Durante la siesta de un feriado veraniego, de fuerte sol y agobiante calor, las compañeras de Lorena, que protegían su piel y no deseaban exponerse a los rayos solares, no accedieron a la invitación del baño refrescante en el río, de modo que ella fue sola, con su atuendo de costumbre, y, tras lanzarse a las aguas, empezó a nadar, como para cruzar, tal vez, a la otra orilla, precisamente en el momento, ¡oh desgracia!, en que Luchí se encontraba en pleno acecho, de manera que, con sus potentes anteojos, localizó a su pretendida, apenas cubierta con su precario atuendo de nadadora, en medio de la soledad del río y el silencio de la siesta.

Luchí, también afecto a la natación, no trepidó en desnudarse y lanzarse al río con las peores intenciones. Cuando ya había avanzado unos metros en dirección a Lorena, advirtió que no se había sacado el reloj pulsera, por lo cual decidió retroceder hasta el lugar en que había dejado su ropa para depositarlo allí, ya que no era sumergible y le había costado sus buenos guaraníes. Al volver a su punto de partida, y luego de haber puesto el reloj allí a resguardo del agua, con sus prendas, tuvo que volver a transponer unos metros de ribera, muy barrosa a raíz de la última crecida del río.

Con ansias renovadas, caminó por tierra firme hasta llegar a esa parte, donde, súbitamente, un profundo dolor ardiente en los músculos gemelos de la pierna izquierda por poco no le provocó un desmayo. Pateó, sin comprender que era lo que parecía penetrar en su pierna, y esa reacción desesperada empeoró las cosas. Una fuerza lo arrastraba hacia abajo. Haciendo un gran esfuerzo, trató de volver, pero la fuerza que lo arrastraba lo obligó a pedir socorro con gritos estentóreos.

Un vecino de la costa lo escuchó, corrió a ayudarlo –munido de una «fija», rústica lanza de madera que utilizó para ayudar al herido, que sangraba copiosamente– y advirtió cuál era la causa que casi le impedía mover la extremidad izquierda. Había pisado una descomunal raya, o javevýi, que, al sentir el pisotón, reaccionó levantando la cola, armada con una doble púa aserrada, que es su medio de defensa, y la clavó, inmisericorde, en la pierna de nuestro sátiro.

Aunque un poco alejada del lugar, Lorena también escuchó los gritos del frustrado sátiro y de la gente que lo socorría, y, optando por lo más prudente, regresó nadando a la orilla y salió, un poco alejada del grupo, al camino para volver a la seguridad de su casa, evitando de ese modo que las miradas de los empeñados en el auxilio de Luchí se regocijaran recorriéndola.
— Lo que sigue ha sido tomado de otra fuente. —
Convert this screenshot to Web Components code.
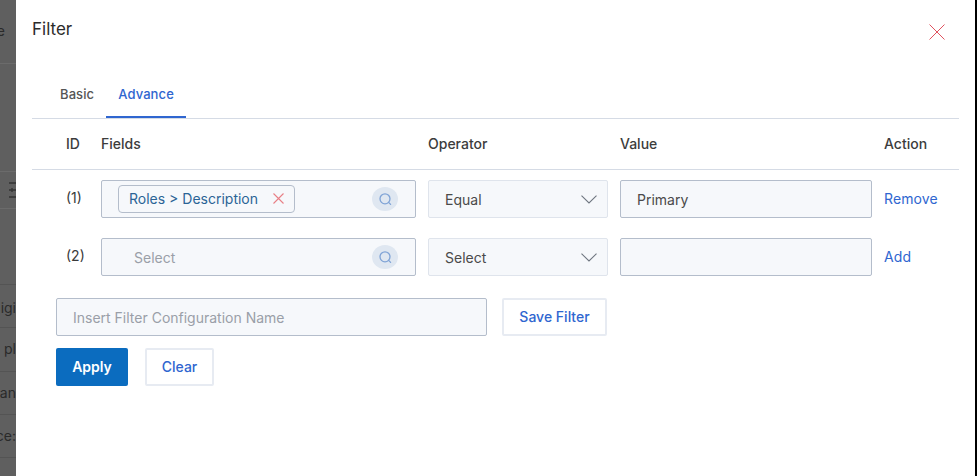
<!DOCTYPE html>
<html>
<head>
<meta charset="utf-8">
<title>Filter</title>
<style>
  html, body { margin: 0; padding: 0; height: 100%; overflow: hidden; background: #000; }
  body { font-family: Inter, "Liberation Sans", sans-serif; }
</style>
</head>
<body>
<filter-page>
  <filter-modal heading="Filter">
    <filter-tabs></filter-tabs>
    <filter-table></filter-table>
    <save-row></save-row>
  </filter-modal>
</filter-page>

<script>
const SEARCH_ICON = `<svg width="15" height="15" viewBox="0 0 15 15" fill="none" stroke="#7fa3d6" stroke-width="1.3"><circle cx="7" cy="6.8" r="5"/><path d="M10.6 10.4l2 2" stroke-linecap="round"/></svg>`;
const CHEVRON = `<svg width="16" height="9" viewBox="0 0 16 9" fill="none" stroke="#6f7680" stroke-width="1.1"><path d="M.5.7L8 8l7.5-7.300"/></svg>`;

class FilterPage extends HTMLElement {
  constructor() {
    super();
    this.shadowDOM = this.attachShadow({ mode: 'open' });
    this.shadowDOM.innerHTML = `
      <style>
        :host { display: flex; width: 977px; height: 476px; background: #000; overflow: hidden; }
        .behind { width: 16px; flex: none; background: #5f5f5f; color: #2a2a2a; font: 14px Inter, sans-serif; overflow: hidden; display: flex; flex-direction: column; }
        .cell { box-sizing: border-box; border-bottom: 1px solid #6b6b6b; white-space: nowrap; display: flex; align-items: center; justify-content: flex-end; overflow: hidden; flex: none; }
        .dark { border-bottom-color: #545454; }
        .main { flex: none; width: 959px; }
      </style>
      <div class="behind">
        <div class="cell" style="height:64px;padding-right:11px;padding-bottom:3px">e</div>
        <div class="cell" style="height:108px"></div>
        <div class="cell" style="height:37px"><svg width="7" height="16" viewBox="0 0 7 16" fill="none" stroke="#333" stroke-width="1.4"><path d="M0 1h7M0 8h3M3 6v4M3 8h4M0 15h7"/></svg></div>
        <div class="cell dark" style="height:76px"></div>
        <div class="cell dark" style="height:43px;padding-top:3px">nigi</div>
        <div class="cell dark" style="height:44px;padding-bottom:3px">pl</div>
        <div class="cell dark" style="height:43px;padding-bottom:2px">an</div>
        <div class="cell dark" style="height:43px;padding-bottom:2px">ce:</div>
      </div>
      <div class="main"><slot></slot></div>`;
  }
}

class FilterModal extends HTMLElement {
  constructor() {
    super();
    this.shadowDOM = this.attachShadow({ mode: 'open' });
    this.shadowDOM.innerHTML = `
      <style>
        :host { display: block; height: 476px; background: #fff; padding: 0 16px; box-sizing: border-box; }
        header { height: 63px; display: flex; justify-content: space-between; }
        h1 { margin: 18px 0 0; font: 400 17px/22px Inter, sans-serif; color: #2b2b2b; }
        button { border: 0; background: none; padding: 0; margin: 24px 14px 0 0; width: 16px; height: 16px; }
      </style>
      <header>
        <h1>${this.getAttribute('heading')}</h1>
        <button aria-label="Close"><svg width="16" height="16" viewBox="0 0 16 16" stroke="#e0525f" stroke-width="1"><path d="M.5.5l15 15M15.500.5l-15 15"/></svg></button>
      </header>
      <slot></slot>`;
  }
}

class FilterTabs extends HTMLElement {
  constructor() {
    super();
    this.shadowDOM = this.attachShadow({ mode: 'open' });
    this.shadowDOM.innerHTML = `
      <style>
        :host { display: flex; height: 55px; border-bottom: 1px solid #d5dbe5; box-sizing: content-box; padding-left: 16px; font: 500 13px/16px Inter, sans-serif; letter-spacing: .1px; }
        div { padding: 23px 12px 0; color: #555; height: 55px; box-sizing: border-box; }
        .active { color: #2f66d0; border-bottom: 2px solid #2f66d0; }
      </style>
      <div>Basic</div><div class="active">Advance</div>`;
  }
}

class FilterTable extends HTMLElement {
  constructor() {
    super();
    this.shadowDOM = this.attachShadow({ mode: 'open' });
    this.shadowDOM.innerHTML = `
      <style>
        :host { display: block; font: 400 14px/18px Inter, sans-serif; color: #3a3a3a; }
        .grid { display: grid; grid-template-columns: 57px 315px 180px 252px 1fr; column-gap: 12px; align-items: center; }
        .head { height: 50px; border-bottom: 1px solid #d5dbe5; font-weight: 500; color: #3c3c3c; }
        .row { height: 38px; margin-top: 10px; }
        .row + .row { margin-top: 20px; }
        .id { padding-left: 34px; white-space: nowrap; }
        .row .id { margin-top: -2px; }
        .box { height: 38px; box-sizing: border-box; background: #f6f8fb; border: 1px solid #b4bdcb; border-radius: 2px; display: flex; align-items: center; justify-content: space-between; padding: 0 16px; color: #4a4a4a; }
        .label { padding-top: 1px; }
        .select { border-color: #dfe4ec; padding-right: 10px; }
        .fields { padding: 0 17px 0 16px; }
        .fields.empty { padding-left: 32px; color: #9a9fa8; }
        .round { width: 26px; height: 24px; border-radius: 50%; background: #dfe7f1; display: flex; align-items: center; justify-content: center; }
        .chip { display: flex; align-items: center; gap: 15px; height: 28px; box-sizing: border-box; border: 1px solid #b4bdcb; border-radius: 4px; padding: 0 10px; color: #2b6496; margin-top: -1px; }
        .action { color: #2f66d0; letter-spacing: .1px; margin-top: -1px; }
      </style>
      <div class="grid head">
        <div class="id">ID</div><div>Fields</div><div>Operator</div><div>Value</div><div>Action</div>
      </div>
      <div class="grid row">
        <div class="id">(1)</div>
        <div class="box fields">
          <span class="chip">Roles &gt; Description <svg width="11" height="11" viewBox="0 0 11 11" stroke="#e87f86" stroke-width="1.1"><path d="M.5.5l10 10M10.500.5l-10 10"/></svg></span>
          <span class="round">${SEARCH_ICON}</span>
        </div>
        <div class="box select"><span class="label">Equal</span> ${CHEVRON}</div>
        <div class="box"><span class="label">Primary</span></div>
        <div class="action">Remove</div>
      </div>
      <div class="grid row">
        <div class="id">(2)</div>
        <div class="box fields empty"><span class="label">Select</span> <span class="round">${SEARCH_ICON}</span></div>
        <div class="box select"><span class="label">Select</span> ${CHEVRON}</div>
        <div class="box"></div>
        <div class="action">Add</div>
      </div>`;
  }
}

class SaveRow extends HTMLElement {
  constructor() {
    super();
    this.shadowDOM = this.attachShadow({ mode: 'open' });
    this.shadowDOM.innerHTML = `
      <style>
        :host { display: block; padding: 22px 0 0 24px; font: 400 14px/18px Inter, sans-serif; }
        .top, .bottom { display: flex; }
        .top { gap: 15px; margin-bottom: 12px; }
        .bottom { gap: 17px; }
        .name { width: 431px; height: 38px; box-sizing: border-box; background: #f6f8fb; border: 1px solid #b4bdcb; border-radius: 2px; padding: 1px 16px 0; display: flex; align-items: center; color: #9a9fa8; }
        .btn { height: 38px; box-sizing: border-box; display: flex; align-items: center; justify-content: center; border: 2px solid #e7ebf2; border-radius: 2px; background: #fff; color: #2f66d0; font-weight: 500; }
        .save { width: 105px; }
        .clear { width: 69px; }
        .apply { width: 72px; background: #0b6cbf; border: 0; color: #fff; font-weight: 600; }
      </style>
      <div class="top"><div class="name">Insert Filter Configuration Name</div><div class="btn save">Save Filter</div></div>
      <div class="bottom"><div class="btn apply">Apply</div><div class="btn clear">Clear</div></div>`;
  }
}

customElements.define('filter-page', FilterPage);
customElements.define('filter-modal', FilterModal);
customElements.define('filter-tabs', FilterTabs);
customElements.define('filter-table', FilterTable);
customElements.define('save-row', SaveRow);
</script>
</body>
</html>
Fueron pasando los meses después de aquel episodio. Luchí, que había sido precariamente asistido de emergencia por el enfermero del Centro de Salud, estuvo a punto de perder la pierna; trasladado a la capital, en el Hospital de Clínicas se diagnosticó en principio la necesidad de amputársela, por estar contaminada con los venenos que derraman las rayas cuando clavan sus púas de defensa en quienes perturban su descanso en el ygáu provocado por las crecidas del río.

El herido, con nuevos cuidados, logró salvar la pierna, pero le quedó desde entonces una marcada cojera que disminuyó en mucho sus arrestos eróticos, y cuando, con el cambio del régimen político de la República, su papá perdió el cargo que tenía, se esfumaron con ese cargo la influencia y la aceptación entre el sexo opuesto con que hasta entonces había contado su hijo. Lorena, mientras tanto, se puso de novia y luego se casó con el contador del banco, lo que resultó ser una feliz decisión.

El sátiro no pasó de la raya, y tampoco pudo, por ende, pasarse de la raya, y el pez, muerto a lanzazos, fue devorado en fracciones fritas que hicieron las delicias de todos aquellos que se habían acercado a ayudar al frustrado fauno.